Thread Safety and Lifetime
- Callbacks are invoked synchronously from the same OS thread that called the conversion function. PHP FFI does not support cross-thread callbacks, so you do not need any locking for the PHP closures themselves.
- The PNG image at the path passed to the trigger lives in the SDK temporary directory and may be deleted shortly after the trigger returns. Copy or process it before returning.
- The
ConvertCallbackinstance and theConversion::pdfTo*()call own the trampolines together; do not modify the callback object until the call returns.
JSON Schemas
OCR Result JSON Schema
Returned by $onOcrResult. The SDK populates each text_spans[].chars[] either from words[] if provided, or by uniformly splitting the span rect.
{
"text_spans": [
{
"text": "Hello World",
"confidence": 0.98,
"rotation": 0.0,
"rect": { "left": 120, "top": 80, "right": 320, "bottom": 110 },
"style": {
"font_size": 18.0,
"font_color": { "r": 0, "g": 0, "b": 0 }
},
"words": [
{ "text": "Hello", "rect": { "left": 120, "top": 80, "right": 200, "bottom": 110 } },
{ "text": "World", "rect": { "left": 210, "top": 80, "right": 320, "bottom": 110 } }
]
}
]
}| Field | Type | Required | Description |
|---|---|---|---|
text | string | Yes | UTF-8 text content of the span. |
confidence | number | No | 0.0 – 1.0. Spans below 0.1 are discarded. |
rotation | number | No | Text rotation in degrees. Default 0. |
rect | object | Yes | Bounding box in image pixels (left / top / right / bottom). |
style.font_size | number | No | Estimated font size in pixels. |
style.font_color | object | No | { r, g, b } 0 – 255. |
words | array | No | Per-word boxes. If omitted, the SDK splits the span rect evenly. Strongly recommended for CJK + Latin mixed lines for correct glyph spacing. |
Layout Analysis Result JSON Schema
Returned by $onLayoutResult. Objects with confidence < 0.45 are discarded.
{
"objects": [
{ "type": "title", "confidence": 0.95, "rect": { "left": 60, "top": 50, "right": 540, "bottom": 90 } },
{ "type": "paragraph", "confidence": 0.97, "rect": { "left": 60, "top": 100, "right": 540, "bottom": 220 } },
{ "type": "figure", "confidence": 0.92, "rect": { "left": 80, "top": 240, "right": 520, "bottom": 460 } },
{ "type": "table", "confidence": 0.93, "rect": { "left": 60, "top": 480, "right": 540, "bottom": 700 } }
]
}Supported type values:
| Value | Meaning |
|---|---|
paragraph | Body text paragraph |
title | Heading |
figure | Image or figure |
figure_title | Figure caption header |
figure_caption | Figure caption text |
table | Table region. Whether the table is bordered or borderless is determined by the table recognition stage, not by the layout label. |
table_title | Table caption header |
table_caption | Table caption text |
ordered_list | Ordered list |
unordered_list | Unordered list |
catalogue | Table of contents |
formula | Math formula |
code | Code block |
algorithm | Algorithm block |
header | Page header |
footer | Page footer |
page_number | Page number |
reference | Reference or citation |
Objects with a type value that is not listed above are ignored. Use the values in this table as the canonical layout labels in your custom output.

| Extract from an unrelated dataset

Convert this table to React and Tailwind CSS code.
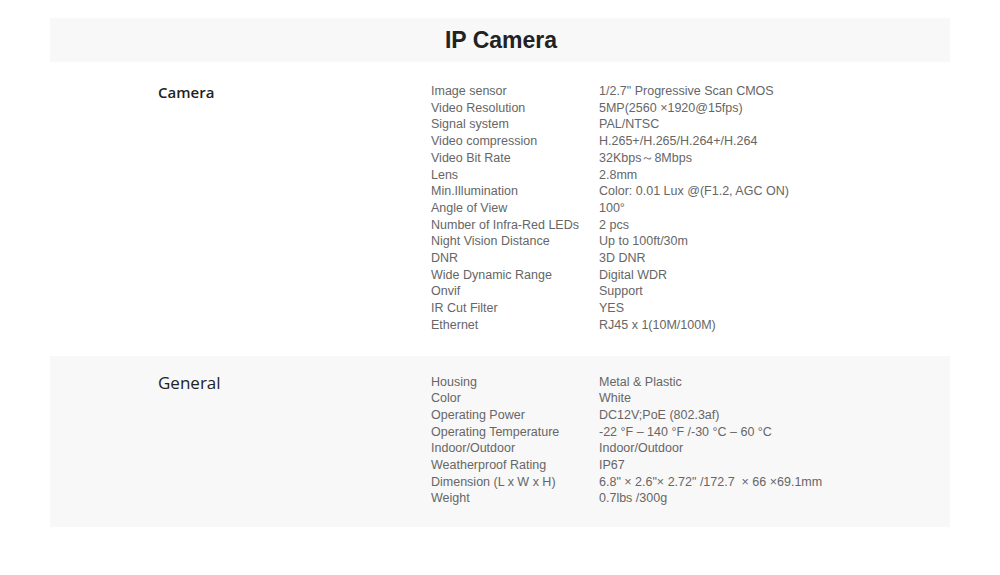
import React from 'react';

const camera = [
  ['Image sensor', '1/2.7" Progressive Scan CMOS'],
  ['Video Resolution', '5MP(2560 ×1920@15fps)'],
  ['Signal system', 'PAL/NTSC'],
  ['Video compression', 'H.265+/H.265/H.264+/H.264'],
  ['Video Bit Rate', '32Kbps～8Mbps'],
  ['Lens', '2.8mm'],
  ['Min.Illumination', 'Color: 0.01 Lux @(F1.2, AGC ON)'],
  ['Angle of View', '100°'],
  ['Number of Infra-Red LEDs', '2 pcs'],
  ['Night Vision Distance', 'Up to 100ft/30m'],
  ['DNR', '3D DNR'],
  ['Wide Dynamic Range', 'Digital WDR'],
  ['Onvif', 'Support'],
  ['IR Cut Filter', 'YES'],
  ['Ethernet', 'RJ45 x 1(10M/100M)'],
];

const general = [
  ['Housing', 'Metal & Plastic'],
  ['Color', 'White'],
  ['Operating Power', 'DC12V;PoE (802.3af)'],
  ['Operating Temperature', '-22 °F – 140 °F /-30 °C – 60 °C'],
  ['Indoor/Outdoor', 'Indoor/Outdoor'],
  ['Weatherproof Rating', 'IP67'],
  ['Dimension (L x W x H)', '6.8" × 2.6"× 2.72" /172.7  × 66 ×69.1mm'],
  ['Weight', '0.7lbs /300g'],
];

const Specs = ({ rows }) => (
  <div className="flex flex-col">
    {rows.map(([k, v]) => (
      <div key={k} className="flex text-[12.5px] leading-[16.7px] text-[#666]">
        <div className="w-[168px] shrink-0">{k}</div>
        <div className="whitespace-pre">{v}</div>
      </div>
    ))}
  </div>
);

const App = () => {
  return (
    <div className="w-[1000px] h-[575px] bg-white font-['Liberation_Sans',Arial,sans-serif] pt-[18px]">
      <div className="mx-[50px] flex flex-col">
        <div className="h-[44px] bg-[#f8f8f8] flex items-center justify-center">
          <h1 className="text-[23px] font-semibold text-[#222] pl-[2px]">IP Camera</h1>
        </div>

        {/* Camera */}
        <div className="flex pt-[21px] pb-[22px] bg-white">
          <div className="w-[381px] pl-[108px]">
            <h2 className="font-['Open_Sans',sans-serif] font-semibold text-[15px] leading-[18px] text-[#222]">Camera</h2>
          </div>
          <Specs rows={camera} />
        </div>

        {/* General */}
        <div className="flex pt-[18px] pb-[20px] bg-[#f8f8f8]">
          <div className="w-[381px] pl-[108px] -mt-[1px]">
            <h2 className="font-['Open_Sans',sans-serif] font-medium text-[17px] leading-[20px] text-[#222]">General</h2>
          </div>
          <Specs rows={general} />
        </div>
      </div>
    </div>
  );
};

export default App;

Table Recognition Result JSON Schema
Returned by $onTableResult once per detected table region. Polygons use eight integers [x0, y0, x1, y1, x2, y2, x3, y3] in the order top-left, top-right, bottom-right, bottom-left.
{
"type": "table_with_line",
"position": [60, 480, 540, 480, 540, 700, 60, 700],
"rows": 3,
"cols": 2,
"angle": 0.0,
"height_of_rows": [40, 60, 60],
"width_of_cols": [200, 280],
"table_cells": [
{
"start_row": 0,
"end_row": 0,
"start_col": 0,
"end_col": 0,
"cell_background_color_r": 240,
"cell_background_color_g": 240,
"cell_background_color_b": 240,
"position": [60, 480, 260, 480, 260, 520, 60, 520]
}
]
}| Field | Type | Description |
|---|---|---|
type | string | table_with_line for bordered tables; any other value is treated as a non-standard (borderless) table. |
position | int[8] | Table polygon in image pixels. |
rows / cols | int | Row / column counts. |
angle | number | Skew angle in degrees. |
height_of_rows | int[] | Per-row pixel heights (length = rows). |
width_of_cols | int[] | Per-column pixel widths (length = cols). |
table_cells[] | array | One entry per merged cell. |
start_row / end_row | int | Inclusive row span of the cell. |
start_col / end_col | int | Inclusive column span of the cell. |
cell_background_color_* | int | Cell background color components (0 – 255). |
position | int[8] | Cell polygon in image pixels. |
Tip: Validate Your JSON
If you need a reference output to compare against, run a conversion once with the built-in DocumentAI model. The SDK uses the same JSON shape internally, so your custom output should follow the same structure.